The paper emphasizes the superiority of domain-specific reasoning over general-purpose approaches. Fine-tuning on in-domain reasoning traces leads to marked improvements in both condition and disposition prediction, especially for complex or ambiguous queries. Error analysis reveals that general-purpose reasoners (e.g., s1.1-32B) exhibit higher rates of underestimation and misclassification, particularly on queries designed to challenge the model's interpretive capabilities.

The system's retrieval component, when indexing document summaries, achieves 76% recall at $k=5$, setting an upper bound for condition prediction. The use of summarization and chunking is shown to be critical for balancing retrieval accuracy and computational feasibility.

Resource Requirements and Deployment Considerations

The framework is designed for accessibility in small-scale research and industry settings. Fine-tuning the 32B model requires 16 NVIDIA A100 80GB GPUs and approximately 80 GPU hours, but smaller models (1.5B–7B) can be deployed on consumer-grade hardware with minimal performance degradation. The pipeline supports modularity in retriever and generator selection, and the codebase is released for reproducibility and adaptation.

A web-based frontend, implemented in Svelte and served via GitHub Pages, provides a multi-turn conversational interface, with backend orchestration via LangChain. The interface supports tool-calling for retrieval, dynamic context presentation, and reasoning trace visualization.

Figure 4: Snapshot of the chat interface, illustrating multi-turn interaction and reasoning trace display.

Implications and Future Directions

The results demonstrate that retrieval-augmented reasoning can be effectively distilled into lean models, enabling high-accuracy, privacy-preserving QA over specialized corpora. The approach is particularly suited for deployment in secure or air-gapped environments, where reliance on external APIs is infeasible. The findings suggest that with careful synthetic data design and reasoning-aware fine-tuning, small models can deliver performance previously attainable only with frontier-scale architectures.

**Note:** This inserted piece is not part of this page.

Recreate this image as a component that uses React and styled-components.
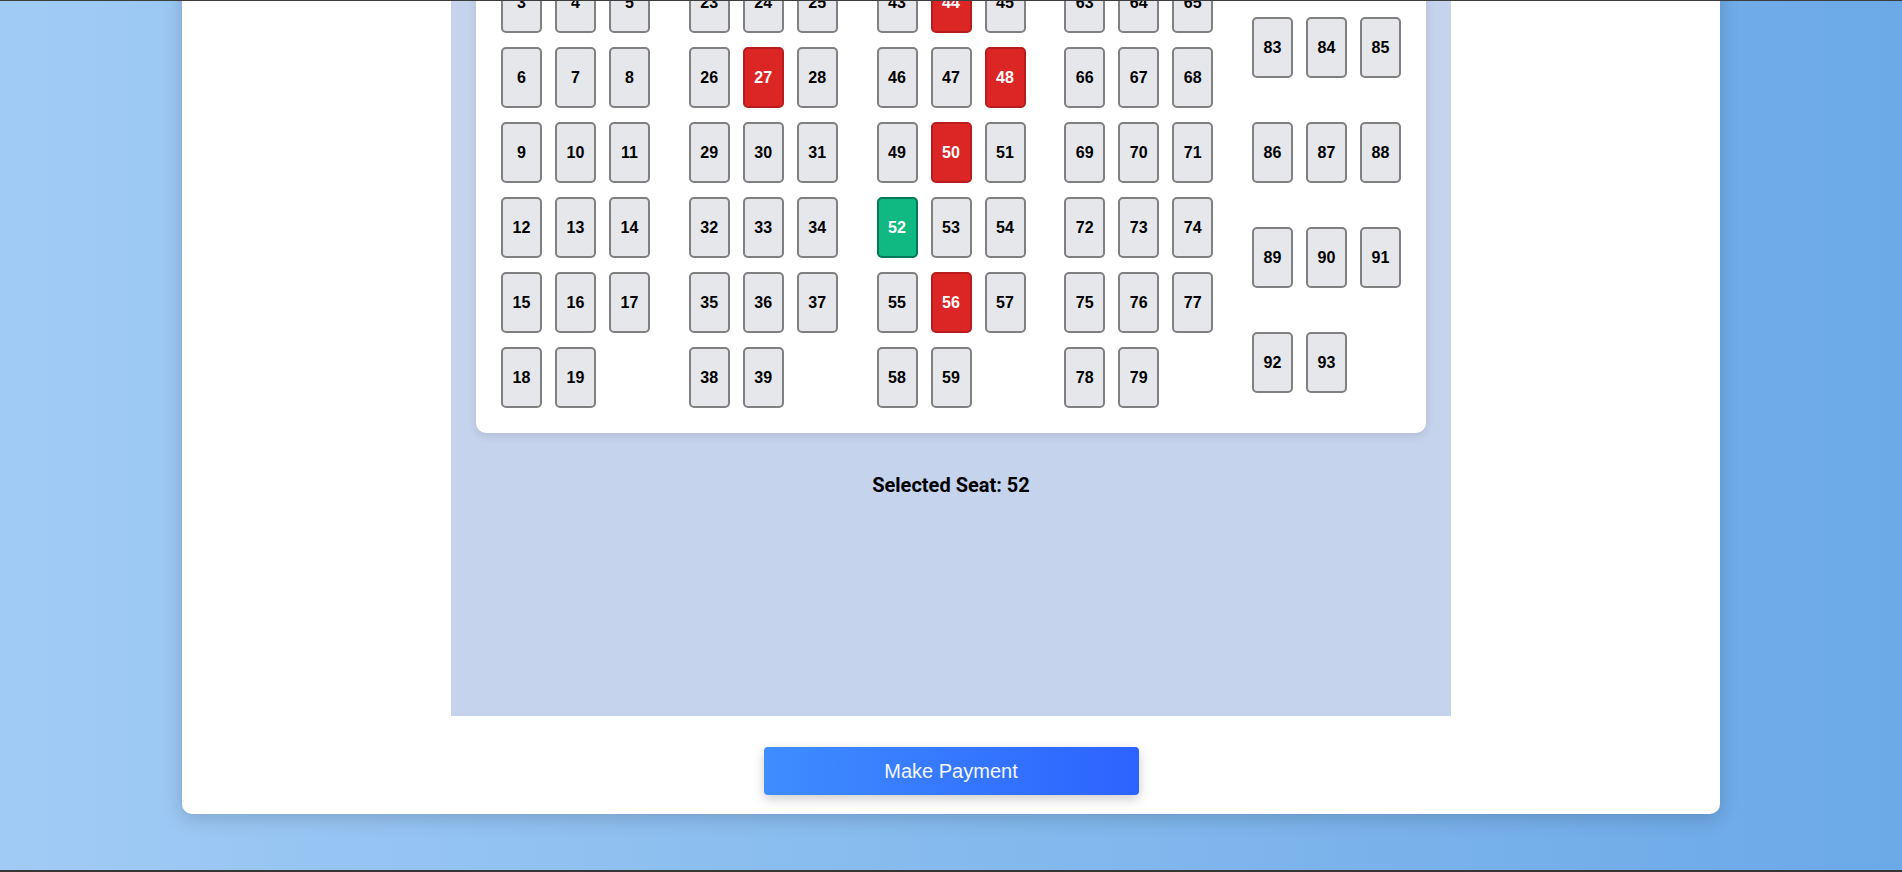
import React, { useState } from "react"
import styled, { createGlobalStyle } from "styled-components"

// Seat data

const booked = [27, 44, 48, 50, 56]

const makeGroup = (start, count) => {
    const rows = []
    for (let i = 0; i < count; i += 3) {
        const row = []
        for (let j = i; j < Math.min(i + 3, count); j++) row.push(start + j)
        rows.push(row)
    }
    return rows
}

const groups = [
    makeGroup(0, 20),
    makeGroup(20, 20),
    makeGroup(40, 20),
    makeGroup(60, 20),
    makeGroup(80, 14),
]

// Components

const GlobalStyle = createGlobalStyle`
    * {
        box-sizing: border-box;
    }
    html, body {
        margin: 0;
        padding: 0;
        font-family: "Liberation Sans", Arial, sans-serif;
    }
`

const Page = styled.div`
    height: 100vh;
    overflow: hidden;
    display: flex;
    flex-direction: column;
    justify-content: flex-end;
    align-items: center;
    padding-bottom: 56px;
    background: linear-gradient(to right, #a0cbf5, #6ba9e7);
    border-top: 1px solid #3d3d3d;
    border-bottom: 2px solid #363636;
`

const Card = styled.div`
    width: 1538px;
    flex-shrink: 0;
    background: #fff;
    border-radius: 10px;
    padding: 20px 0 19px;
    display: flex;
    flex-direction: column;
    align-items: center;
    box-shadow: 0 4px 20px rgba(0, 0, 0, 0.18);
`

const BusPanel = styled.div`
    width: 1000px;
    background: #c5d3ec;
    padding: 25px 25px 219px;
`

const SeatBoard = styled.div`
    background: #fff;
    border-radius: 10px;
    padding: 25px;
    display: flex;
    justify-content: space-between;
    align-items: stretch;
    box-shadow: 0 3px 10px rgba(0, 0, 0, 0.1);
`

const Group = styled.div`
    display: flex;
    flex-direction: column;
    justify-content: space-around;
    gap: 14px;
    width: 149px;
`

const SeatRow = styled.div`
    display: flex;
    gap: 13px;
`

const Seat = styled.button`
    width: 41px;
    height: 61px;
    padding: 0;
    border-radius: 5px;
    border: 2px solid ${props => props.status === "booked" ? "#b91c1c" : props.status === "selected" ? "#047857" : "#808080"};
    background: ${props => props.status === "booked" ? "#dc2626" : props.status === "selected" ? "#10b981" : "#e5e7eb"};
    color: ${props => props.status === "booked" || props.status === "selected" ? "#fff" : "#000"};
    font-family: "Liberation Sans", Arial, sans-serif;
    font-weight: 700;
    font-size: 16px;
    display: flex;
    align-items: center;
    justify-content: center;
    cursor: pointer;
`

const SelectedText = styled.p`
    margin: 40px 0 0;
    text-align: center;
    font-family: Roboto, "Liberation Sans", sans-serif;
    font-weight: 700;
    font-size: 20px;
    color: #000;
`

const PayButton = styled.button`
    margin-top: 31px;
    width: 375px;
    height: 48px;
    border: none;
    border-radius: 4px;
    background: linear-gradient(to right, #3f8dff, #2c63ff);
    color: #f4f7ff;
    font-family: "Liberation Sans", Arial, sans-serif;
    font-size: 20px;
    cursor: pointer;
    box-shadow: 0 4px 12px rgba(0, 0, 0, 0.2);
`

// App

const App = () => {
    const [selected, setSelected] = useState(52)

    const statusOf = (n) => {
        if (booked.includes(n)) return "booked"
        if (n === selected) return "selected"
        return "free"
    }

    return (
        <Page>
            <GlobalStyle />
            <Card>
                <BusPanel>
                    <SeatBoard>
                        {groups.map((rows, gi) => (
                            <Group key={gi}>
                                {rows.map((row, ri) => (
                                    <SeatRow key={ri}>
                                        {row.map((n) => (
                                            <Seat
                                                key={n}
                                                status={statusOf(n)}
                                                onClick={() => !booked.includes(n) && setSelected(n)}
                                            >
                                                {n}
                                            </Seat>
                                        ))}
                                    </SeatRow>
                                ))}
                            </Group>
                        ))}
                    </SeatBoard>
                    <SelectedText>Selected Seat: {selected}</SelectedText>
                </BusPanel>
                <PayButton>Make Payment</PayButton>
            </Card>
        </Page>
    )
}

export default App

The paper highlights several avenues for future work: query-aware document summarization for dynamic context reduction, manual or semi-automated reasoning trace generation for private datasets, and further exploration of distillation techniques to push model size lower without sacrificing interpretability or accuracy. The modularity of the pipeline allows for rapid adaptation to new domains and tasks, supporting broader adoption in government, healthcare, and enterprise settings.

Conclusion

This work establishes a practical methodology for combining retrieval and structured reasoning in lean LLMs, achieving frontier-level performance in domain-specific QA tasks with dramatically reduced computational requirements. The open-source implementation and detailed evaluation provide a strong foundation for further research and real-world deployment of retrieval-augmented reasoning systems in privacy-sensitive and resource-constrained environments.